The finale, however, presents Rachmaninoff in a convincing display of high spirits. The ISO performance, guided by Harada's snappy way with rhythm, sounded that unerring note of triumph. One detail in the score always gets to me. Last time it was played here, I found joy, seconding peerless program annotator Michael Steinberg's enthusiasm, in how the mounting excitement is flecked with descending scale patterns, distributed in whole or part, differently colored and paced, around the orchestra.

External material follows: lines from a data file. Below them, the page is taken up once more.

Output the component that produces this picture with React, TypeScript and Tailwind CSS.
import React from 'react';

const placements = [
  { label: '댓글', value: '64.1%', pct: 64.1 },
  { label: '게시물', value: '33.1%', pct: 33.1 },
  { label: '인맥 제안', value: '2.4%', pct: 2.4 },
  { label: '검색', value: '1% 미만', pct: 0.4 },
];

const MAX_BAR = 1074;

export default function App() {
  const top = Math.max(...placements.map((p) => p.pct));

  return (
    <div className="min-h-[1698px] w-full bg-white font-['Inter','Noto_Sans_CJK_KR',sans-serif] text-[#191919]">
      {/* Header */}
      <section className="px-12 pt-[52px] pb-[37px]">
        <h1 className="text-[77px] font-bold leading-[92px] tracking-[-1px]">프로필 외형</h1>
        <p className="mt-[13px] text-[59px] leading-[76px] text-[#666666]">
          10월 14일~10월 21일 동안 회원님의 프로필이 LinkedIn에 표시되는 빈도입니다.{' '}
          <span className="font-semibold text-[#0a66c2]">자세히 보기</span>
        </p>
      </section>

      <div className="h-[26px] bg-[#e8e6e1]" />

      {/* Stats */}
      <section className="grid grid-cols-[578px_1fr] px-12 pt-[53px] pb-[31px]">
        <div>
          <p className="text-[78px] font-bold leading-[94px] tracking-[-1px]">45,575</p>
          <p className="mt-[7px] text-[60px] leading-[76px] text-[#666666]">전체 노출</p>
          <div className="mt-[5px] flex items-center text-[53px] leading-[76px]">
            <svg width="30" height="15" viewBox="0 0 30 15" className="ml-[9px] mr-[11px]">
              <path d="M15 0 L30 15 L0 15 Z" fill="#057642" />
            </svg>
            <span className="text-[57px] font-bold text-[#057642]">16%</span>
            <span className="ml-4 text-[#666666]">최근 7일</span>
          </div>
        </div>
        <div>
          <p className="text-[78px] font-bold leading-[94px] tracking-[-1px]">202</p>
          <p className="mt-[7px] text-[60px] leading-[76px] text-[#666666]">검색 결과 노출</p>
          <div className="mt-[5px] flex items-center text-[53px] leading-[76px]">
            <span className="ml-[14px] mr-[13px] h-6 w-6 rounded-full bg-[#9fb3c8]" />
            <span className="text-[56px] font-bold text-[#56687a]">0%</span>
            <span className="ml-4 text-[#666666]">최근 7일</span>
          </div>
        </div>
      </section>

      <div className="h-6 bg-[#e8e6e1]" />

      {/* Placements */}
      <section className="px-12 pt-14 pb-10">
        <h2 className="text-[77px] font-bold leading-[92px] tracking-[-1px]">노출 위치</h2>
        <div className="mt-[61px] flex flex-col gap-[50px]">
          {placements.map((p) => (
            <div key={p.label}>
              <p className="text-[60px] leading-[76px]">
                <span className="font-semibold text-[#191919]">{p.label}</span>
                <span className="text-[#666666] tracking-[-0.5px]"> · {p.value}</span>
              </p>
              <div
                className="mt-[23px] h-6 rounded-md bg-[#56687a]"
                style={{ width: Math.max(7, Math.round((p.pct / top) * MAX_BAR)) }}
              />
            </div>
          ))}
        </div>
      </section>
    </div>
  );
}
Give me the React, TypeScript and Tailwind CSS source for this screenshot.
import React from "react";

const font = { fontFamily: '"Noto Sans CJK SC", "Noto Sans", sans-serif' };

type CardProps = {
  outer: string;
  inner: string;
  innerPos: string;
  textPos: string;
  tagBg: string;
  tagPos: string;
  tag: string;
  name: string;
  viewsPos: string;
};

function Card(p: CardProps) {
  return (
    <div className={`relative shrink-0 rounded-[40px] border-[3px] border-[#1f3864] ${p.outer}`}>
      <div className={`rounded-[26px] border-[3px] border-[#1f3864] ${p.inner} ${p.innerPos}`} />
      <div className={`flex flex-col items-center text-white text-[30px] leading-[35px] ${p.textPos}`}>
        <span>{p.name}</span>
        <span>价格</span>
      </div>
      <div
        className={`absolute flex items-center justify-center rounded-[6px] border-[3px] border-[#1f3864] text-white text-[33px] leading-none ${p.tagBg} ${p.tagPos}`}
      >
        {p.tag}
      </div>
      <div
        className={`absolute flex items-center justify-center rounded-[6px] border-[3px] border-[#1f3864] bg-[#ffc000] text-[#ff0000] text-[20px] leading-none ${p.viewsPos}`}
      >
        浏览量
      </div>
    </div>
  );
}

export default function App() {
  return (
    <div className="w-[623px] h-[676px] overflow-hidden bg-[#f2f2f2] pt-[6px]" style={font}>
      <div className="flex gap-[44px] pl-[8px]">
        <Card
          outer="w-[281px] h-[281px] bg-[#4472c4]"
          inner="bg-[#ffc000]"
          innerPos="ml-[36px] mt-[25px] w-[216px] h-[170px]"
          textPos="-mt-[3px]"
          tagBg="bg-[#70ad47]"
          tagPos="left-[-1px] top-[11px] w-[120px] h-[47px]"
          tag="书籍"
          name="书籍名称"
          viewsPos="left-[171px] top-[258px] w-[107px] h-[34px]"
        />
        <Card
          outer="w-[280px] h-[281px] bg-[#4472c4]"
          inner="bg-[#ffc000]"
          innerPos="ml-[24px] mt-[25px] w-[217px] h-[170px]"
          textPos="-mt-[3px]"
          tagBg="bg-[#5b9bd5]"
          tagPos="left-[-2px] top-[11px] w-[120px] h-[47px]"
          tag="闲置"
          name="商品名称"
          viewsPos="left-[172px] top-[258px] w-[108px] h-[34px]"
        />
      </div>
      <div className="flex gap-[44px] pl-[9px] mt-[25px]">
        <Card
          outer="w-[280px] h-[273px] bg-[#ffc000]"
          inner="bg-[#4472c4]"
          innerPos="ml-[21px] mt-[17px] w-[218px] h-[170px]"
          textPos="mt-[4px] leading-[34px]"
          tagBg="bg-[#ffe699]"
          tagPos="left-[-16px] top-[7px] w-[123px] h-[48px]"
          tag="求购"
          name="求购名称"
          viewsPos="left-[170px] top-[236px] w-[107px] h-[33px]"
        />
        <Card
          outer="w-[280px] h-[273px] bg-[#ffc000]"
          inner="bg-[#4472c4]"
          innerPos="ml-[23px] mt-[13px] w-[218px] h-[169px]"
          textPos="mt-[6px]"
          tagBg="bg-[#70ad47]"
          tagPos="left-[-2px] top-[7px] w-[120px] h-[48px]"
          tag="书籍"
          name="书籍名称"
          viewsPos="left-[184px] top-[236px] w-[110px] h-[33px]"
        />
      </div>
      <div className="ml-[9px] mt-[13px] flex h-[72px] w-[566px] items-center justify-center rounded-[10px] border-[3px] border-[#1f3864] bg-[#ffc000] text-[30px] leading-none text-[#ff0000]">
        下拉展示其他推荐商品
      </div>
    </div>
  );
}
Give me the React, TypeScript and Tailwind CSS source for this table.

What makes that detail so exciting is not just how Rachmaninoff cleverly deploys a commonplace series of notes, but what it all means in context. A descending scale is conventionally a cautionary musical reminder that life has its inevitable disappointments and spates of loss amid the cherished exhilaration. But here the triumph rules the scene, and those downward scale fragments and iterations are inevitably swept along in positive energy. This music now reminds me of the moving reflection of Ralph Waldo Emerson on the death of his favorite son in childhood. "I am defeated every day," the Sage of Concord wrote, "but to victory I am born." Rachmaninoff could hang crepe as well as anyone, but in this symphony he convincingly asserts the value of winning out.